Extract every line that contains the word "code".

..............................

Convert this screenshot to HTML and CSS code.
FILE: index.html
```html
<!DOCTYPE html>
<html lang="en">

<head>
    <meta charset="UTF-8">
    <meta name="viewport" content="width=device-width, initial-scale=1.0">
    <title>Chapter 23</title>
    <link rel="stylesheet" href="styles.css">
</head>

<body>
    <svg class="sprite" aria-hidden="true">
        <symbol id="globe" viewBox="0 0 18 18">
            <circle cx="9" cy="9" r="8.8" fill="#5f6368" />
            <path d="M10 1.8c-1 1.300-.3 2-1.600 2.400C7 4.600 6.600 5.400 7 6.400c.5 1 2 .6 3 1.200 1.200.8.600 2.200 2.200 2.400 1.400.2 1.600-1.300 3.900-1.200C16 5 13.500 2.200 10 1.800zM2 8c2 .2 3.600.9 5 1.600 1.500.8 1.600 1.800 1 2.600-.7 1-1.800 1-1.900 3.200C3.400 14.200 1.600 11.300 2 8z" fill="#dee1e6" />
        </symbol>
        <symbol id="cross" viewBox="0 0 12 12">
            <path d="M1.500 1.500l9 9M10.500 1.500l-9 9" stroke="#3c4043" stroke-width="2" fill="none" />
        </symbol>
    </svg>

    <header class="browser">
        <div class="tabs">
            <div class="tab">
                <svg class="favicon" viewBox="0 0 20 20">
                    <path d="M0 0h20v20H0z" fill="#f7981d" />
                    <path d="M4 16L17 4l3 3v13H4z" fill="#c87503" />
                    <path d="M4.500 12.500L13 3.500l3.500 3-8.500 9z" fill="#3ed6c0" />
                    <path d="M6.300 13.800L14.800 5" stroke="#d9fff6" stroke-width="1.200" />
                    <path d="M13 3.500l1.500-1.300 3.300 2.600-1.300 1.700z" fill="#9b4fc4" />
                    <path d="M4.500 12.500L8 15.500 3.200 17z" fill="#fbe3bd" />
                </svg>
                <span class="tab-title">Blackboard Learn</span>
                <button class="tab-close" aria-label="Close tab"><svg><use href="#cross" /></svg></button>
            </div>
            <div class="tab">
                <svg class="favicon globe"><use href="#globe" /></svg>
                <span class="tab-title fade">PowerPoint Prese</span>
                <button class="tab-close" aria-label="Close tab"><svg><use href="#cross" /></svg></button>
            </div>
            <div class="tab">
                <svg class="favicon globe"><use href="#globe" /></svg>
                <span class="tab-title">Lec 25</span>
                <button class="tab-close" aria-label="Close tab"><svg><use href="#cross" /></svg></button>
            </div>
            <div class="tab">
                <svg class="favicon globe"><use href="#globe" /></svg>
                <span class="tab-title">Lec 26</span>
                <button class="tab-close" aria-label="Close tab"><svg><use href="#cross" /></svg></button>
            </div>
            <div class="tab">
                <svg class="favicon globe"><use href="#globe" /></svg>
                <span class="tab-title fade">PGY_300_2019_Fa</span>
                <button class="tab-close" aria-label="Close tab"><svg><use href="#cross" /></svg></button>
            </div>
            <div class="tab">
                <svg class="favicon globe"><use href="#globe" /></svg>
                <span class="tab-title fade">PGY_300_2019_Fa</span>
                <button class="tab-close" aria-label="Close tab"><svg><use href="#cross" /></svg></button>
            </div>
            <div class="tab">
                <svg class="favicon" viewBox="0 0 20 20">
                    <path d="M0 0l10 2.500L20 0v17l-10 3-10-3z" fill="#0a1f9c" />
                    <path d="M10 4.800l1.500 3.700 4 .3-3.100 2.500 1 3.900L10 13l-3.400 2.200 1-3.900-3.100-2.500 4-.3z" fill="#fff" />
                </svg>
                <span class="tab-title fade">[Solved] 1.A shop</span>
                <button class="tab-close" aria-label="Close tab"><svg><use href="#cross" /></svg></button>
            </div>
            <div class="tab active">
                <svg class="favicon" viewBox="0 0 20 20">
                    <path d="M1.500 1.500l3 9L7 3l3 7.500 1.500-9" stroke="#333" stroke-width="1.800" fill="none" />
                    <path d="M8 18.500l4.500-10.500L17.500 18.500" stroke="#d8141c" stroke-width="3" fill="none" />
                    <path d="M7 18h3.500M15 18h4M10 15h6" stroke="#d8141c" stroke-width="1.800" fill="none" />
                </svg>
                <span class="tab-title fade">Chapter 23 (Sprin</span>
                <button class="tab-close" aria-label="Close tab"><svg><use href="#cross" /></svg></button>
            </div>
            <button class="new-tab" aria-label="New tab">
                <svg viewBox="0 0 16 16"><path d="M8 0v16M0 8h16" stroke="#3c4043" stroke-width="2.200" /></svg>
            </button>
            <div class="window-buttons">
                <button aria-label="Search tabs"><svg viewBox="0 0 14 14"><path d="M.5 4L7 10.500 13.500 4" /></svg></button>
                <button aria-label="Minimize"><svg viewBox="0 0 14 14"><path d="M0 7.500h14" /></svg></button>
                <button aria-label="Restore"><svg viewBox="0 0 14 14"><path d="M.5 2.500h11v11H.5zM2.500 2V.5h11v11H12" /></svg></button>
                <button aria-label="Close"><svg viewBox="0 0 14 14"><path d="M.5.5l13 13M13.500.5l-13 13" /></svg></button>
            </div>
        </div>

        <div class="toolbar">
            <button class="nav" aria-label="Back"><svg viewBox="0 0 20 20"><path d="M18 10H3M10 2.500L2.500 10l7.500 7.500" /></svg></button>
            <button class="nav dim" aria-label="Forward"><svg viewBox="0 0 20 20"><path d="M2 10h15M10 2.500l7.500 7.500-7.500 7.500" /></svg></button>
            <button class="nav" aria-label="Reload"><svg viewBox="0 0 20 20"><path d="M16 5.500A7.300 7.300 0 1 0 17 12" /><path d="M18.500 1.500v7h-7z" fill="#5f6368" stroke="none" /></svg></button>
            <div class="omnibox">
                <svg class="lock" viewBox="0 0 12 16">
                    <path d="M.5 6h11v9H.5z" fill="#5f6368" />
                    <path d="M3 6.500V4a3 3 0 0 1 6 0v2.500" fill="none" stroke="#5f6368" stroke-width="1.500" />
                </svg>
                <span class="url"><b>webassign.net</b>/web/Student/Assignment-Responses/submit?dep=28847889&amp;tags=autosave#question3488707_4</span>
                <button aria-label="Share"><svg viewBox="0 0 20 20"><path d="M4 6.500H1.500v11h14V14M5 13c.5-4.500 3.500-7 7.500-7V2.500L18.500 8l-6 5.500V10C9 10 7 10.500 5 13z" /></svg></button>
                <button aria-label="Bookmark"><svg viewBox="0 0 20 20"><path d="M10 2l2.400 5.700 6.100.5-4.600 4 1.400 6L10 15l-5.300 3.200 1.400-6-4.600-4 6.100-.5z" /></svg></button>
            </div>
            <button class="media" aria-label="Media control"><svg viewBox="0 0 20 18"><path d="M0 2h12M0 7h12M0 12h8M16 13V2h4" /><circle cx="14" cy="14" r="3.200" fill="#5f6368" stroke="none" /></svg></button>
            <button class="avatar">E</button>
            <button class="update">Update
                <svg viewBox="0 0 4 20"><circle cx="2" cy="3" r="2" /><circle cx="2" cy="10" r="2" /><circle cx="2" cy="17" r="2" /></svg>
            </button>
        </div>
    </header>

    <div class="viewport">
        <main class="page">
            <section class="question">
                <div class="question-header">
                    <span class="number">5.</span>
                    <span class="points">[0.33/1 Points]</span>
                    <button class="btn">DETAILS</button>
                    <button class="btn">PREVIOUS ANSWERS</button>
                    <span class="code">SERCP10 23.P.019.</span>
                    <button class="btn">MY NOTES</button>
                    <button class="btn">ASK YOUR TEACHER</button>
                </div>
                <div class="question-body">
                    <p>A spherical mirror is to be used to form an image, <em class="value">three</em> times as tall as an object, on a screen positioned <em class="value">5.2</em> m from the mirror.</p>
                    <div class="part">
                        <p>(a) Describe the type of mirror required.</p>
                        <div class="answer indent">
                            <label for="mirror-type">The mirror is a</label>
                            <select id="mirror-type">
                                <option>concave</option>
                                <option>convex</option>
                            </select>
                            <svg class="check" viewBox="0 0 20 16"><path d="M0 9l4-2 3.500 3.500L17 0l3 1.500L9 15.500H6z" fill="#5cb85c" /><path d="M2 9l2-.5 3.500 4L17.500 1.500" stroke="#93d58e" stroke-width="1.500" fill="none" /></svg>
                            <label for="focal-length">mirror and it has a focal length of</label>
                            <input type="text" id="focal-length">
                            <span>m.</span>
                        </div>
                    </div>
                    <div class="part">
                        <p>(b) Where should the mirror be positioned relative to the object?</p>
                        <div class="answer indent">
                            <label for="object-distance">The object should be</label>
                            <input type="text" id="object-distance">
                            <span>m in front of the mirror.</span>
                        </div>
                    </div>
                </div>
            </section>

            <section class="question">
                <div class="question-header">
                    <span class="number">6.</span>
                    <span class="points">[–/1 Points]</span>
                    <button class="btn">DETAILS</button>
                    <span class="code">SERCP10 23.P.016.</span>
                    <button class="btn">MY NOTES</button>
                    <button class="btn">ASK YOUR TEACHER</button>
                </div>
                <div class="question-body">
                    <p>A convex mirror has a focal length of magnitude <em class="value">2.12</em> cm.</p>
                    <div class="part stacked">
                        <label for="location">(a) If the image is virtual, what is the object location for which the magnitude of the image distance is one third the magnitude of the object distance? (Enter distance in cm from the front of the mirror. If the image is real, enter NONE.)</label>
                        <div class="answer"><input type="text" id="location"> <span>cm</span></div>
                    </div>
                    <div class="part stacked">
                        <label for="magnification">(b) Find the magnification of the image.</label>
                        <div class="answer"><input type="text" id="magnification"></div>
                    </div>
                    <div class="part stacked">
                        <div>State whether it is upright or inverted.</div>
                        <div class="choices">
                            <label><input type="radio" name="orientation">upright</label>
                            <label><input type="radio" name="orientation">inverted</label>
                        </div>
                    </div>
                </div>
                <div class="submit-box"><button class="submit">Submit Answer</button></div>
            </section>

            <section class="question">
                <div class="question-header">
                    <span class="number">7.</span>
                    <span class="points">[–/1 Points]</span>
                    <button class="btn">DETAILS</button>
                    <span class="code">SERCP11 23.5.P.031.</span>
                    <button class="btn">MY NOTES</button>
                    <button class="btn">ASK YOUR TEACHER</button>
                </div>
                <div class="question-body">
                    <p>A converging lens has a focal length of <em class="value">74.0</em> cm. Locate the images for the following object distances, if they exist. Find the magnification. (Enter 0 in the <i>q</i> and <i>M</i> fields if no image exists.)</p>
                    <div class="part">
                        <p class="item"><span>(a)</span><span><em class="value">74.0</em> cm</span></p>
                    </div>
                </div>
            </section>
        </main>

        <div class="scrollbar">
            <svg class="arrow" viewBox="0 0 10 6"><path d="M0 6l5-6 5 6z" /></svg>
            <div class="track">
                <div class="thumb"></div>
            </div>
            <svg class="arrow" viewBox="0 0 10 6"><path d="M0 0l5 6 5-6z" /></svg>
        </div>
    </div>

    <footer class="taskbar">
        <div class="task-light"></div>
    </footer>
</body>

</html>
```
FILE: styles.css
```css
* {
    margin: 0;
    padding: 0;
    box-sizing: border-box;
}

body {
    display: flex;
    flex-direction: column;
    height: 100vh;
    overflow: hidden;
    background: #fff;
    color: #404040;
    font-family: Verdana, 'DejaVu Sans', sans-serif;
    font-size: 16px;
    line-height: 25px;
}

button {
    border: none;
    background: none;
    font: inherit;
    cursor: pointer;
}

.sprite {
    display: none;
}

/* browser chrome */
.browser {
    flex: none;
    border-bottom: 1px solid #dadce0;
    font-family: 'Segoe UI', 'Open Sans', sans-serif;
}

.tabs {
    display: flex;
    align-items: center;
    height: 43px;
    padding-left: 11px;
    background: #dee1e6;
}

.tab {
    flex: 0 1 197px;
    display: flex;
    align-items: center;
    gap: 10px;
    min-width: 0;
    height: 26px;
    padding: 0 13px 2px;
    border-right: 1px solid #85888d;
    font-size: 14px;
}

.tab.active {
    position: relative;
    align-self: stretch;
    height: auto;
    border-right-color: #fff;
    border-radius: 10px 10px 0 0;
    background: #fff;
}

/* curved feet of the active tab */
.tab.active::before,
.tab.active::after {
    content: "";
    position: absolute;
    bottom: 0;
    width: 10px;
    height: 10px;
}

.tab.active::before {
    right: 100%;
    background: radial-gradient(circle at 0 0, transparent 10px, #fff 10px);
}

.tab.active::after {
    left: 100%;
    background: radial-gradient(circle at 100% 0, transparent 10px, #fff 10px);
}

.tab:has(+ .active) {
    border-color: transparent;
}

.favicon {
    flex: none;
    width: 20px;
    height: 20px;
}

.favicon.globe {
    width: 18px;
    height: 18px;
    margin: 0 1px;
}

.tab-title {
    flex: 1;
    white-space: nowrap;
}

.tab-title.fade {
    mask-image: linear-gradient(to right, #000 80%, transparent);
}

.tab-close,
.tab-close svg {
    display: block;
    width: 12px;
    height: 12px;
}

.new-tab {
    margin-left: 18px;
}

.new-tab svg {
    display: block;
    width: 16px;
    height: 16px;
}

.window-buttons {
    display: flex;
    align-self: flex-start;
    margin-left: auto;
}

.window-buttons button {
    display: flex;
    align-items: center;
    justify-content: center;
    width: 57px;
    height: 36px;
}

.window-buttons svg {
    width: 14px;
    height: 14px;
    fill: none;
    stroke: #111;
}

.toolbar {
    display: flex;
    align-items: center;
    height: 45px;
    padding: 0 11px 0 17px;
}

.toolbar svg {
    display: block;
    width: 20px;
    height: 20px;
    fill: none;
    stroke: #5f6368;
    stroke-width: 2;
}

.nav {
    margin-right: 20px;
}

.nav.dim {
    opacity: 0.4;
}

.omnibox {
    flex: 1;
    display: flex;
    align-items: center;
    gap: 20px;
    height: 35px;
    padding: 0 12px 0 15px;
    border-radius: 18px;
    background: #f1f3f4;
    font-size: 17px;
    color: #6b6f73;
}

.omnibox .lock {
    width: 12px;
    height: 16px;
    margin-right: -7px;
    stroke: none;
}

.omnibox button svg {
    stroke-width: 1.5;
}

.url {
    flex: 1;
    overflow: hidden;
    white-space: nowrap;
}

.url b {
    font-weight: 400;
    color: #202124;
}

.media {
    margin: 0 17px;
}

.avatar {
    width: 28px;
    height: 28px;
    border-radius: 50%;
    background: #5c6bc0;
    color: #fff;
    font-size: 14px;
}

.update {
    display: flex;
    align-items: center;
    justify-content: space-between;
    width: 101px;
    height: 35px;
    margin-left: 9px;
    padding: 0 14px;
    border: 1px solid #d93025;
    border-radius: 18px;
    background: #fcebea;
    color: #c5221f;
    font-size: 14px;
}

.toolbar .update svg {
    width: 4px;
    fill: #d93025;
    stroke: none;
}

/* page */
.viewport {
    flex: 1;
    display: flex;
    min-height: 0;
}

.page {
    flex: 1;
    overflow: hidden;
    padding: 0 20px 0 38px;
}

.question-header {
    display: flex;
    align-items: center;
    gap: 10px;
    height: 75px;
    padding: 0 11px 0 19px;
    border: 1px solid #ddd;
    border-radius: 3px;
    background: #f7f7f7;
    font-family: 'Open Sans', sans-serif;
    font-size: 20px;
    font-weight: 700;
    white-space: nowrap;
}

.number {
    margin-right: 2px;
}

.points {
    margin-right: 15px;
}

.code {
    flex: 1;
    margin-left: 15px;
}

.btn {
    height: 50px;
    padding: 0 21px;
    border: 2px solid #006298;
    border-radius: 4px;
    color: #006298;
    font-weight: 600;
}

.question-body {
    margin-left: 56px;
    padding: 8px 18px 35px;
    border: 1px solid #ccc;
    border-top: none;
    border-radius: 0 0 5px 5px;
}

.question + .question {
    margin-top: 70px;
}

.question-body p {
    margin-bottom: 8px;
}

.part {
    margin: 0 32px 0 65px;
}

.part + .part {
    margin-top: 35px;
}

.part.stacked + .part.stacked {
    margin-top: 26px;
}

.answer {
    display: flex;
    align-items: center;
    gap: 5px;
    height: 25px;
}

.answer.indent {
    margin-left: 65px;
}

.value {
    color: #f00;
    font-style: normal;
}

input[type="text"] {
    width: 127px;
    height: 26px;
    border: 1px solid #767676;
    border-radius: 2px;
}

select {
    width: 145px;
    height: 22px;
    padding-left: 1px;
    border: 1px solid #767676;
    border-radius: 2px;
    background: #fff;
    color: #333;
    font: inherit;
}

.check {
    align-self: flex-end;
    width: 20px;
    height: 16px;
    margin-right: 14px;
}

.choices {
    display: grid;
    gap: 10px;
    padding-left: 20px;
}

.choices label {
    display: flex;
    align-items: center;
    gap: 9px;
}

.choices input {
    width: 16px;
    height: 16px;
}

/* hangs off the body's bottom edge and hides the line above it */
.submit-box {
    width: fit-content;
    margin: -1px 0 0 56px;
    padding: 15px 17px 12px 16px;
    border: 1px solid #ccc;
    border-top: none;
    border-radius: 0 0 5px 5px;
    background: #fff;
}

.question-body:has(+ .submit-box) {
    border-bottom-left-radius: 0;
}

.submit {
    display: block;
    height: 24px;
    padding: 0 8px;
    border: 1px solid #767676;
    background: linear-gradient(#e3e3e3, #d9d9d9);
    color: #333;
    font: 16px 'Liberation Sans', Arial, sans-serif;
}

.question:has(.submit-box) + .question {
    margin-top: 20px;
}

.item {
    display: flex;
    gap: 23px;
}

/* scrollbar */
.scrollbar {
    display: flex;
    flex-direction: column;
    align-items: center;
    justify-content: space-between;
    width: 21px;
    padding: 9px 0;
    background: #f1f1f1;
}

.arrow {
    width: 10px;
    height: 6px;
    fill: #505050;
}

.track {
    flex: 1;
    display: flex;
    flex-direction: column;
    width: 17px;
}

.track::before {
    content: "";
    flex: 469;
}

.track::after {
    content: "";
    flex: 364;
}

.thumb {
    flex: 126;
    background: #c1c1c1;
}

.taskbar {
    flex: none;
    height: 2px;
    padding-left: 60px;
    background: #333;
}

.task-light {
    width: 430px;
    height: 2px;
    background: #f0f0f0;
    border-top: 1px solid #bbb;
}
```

..............................

**Exercise output**
Convert this screenshot to HTML and CSS code.
                    <span class="code">SERCP10 23.P.019.</span>
                    <span class="code">SERCP10 23.P.016.</span>
                    <span class="code">SERCP11 23.5.P.031.</span>
.code {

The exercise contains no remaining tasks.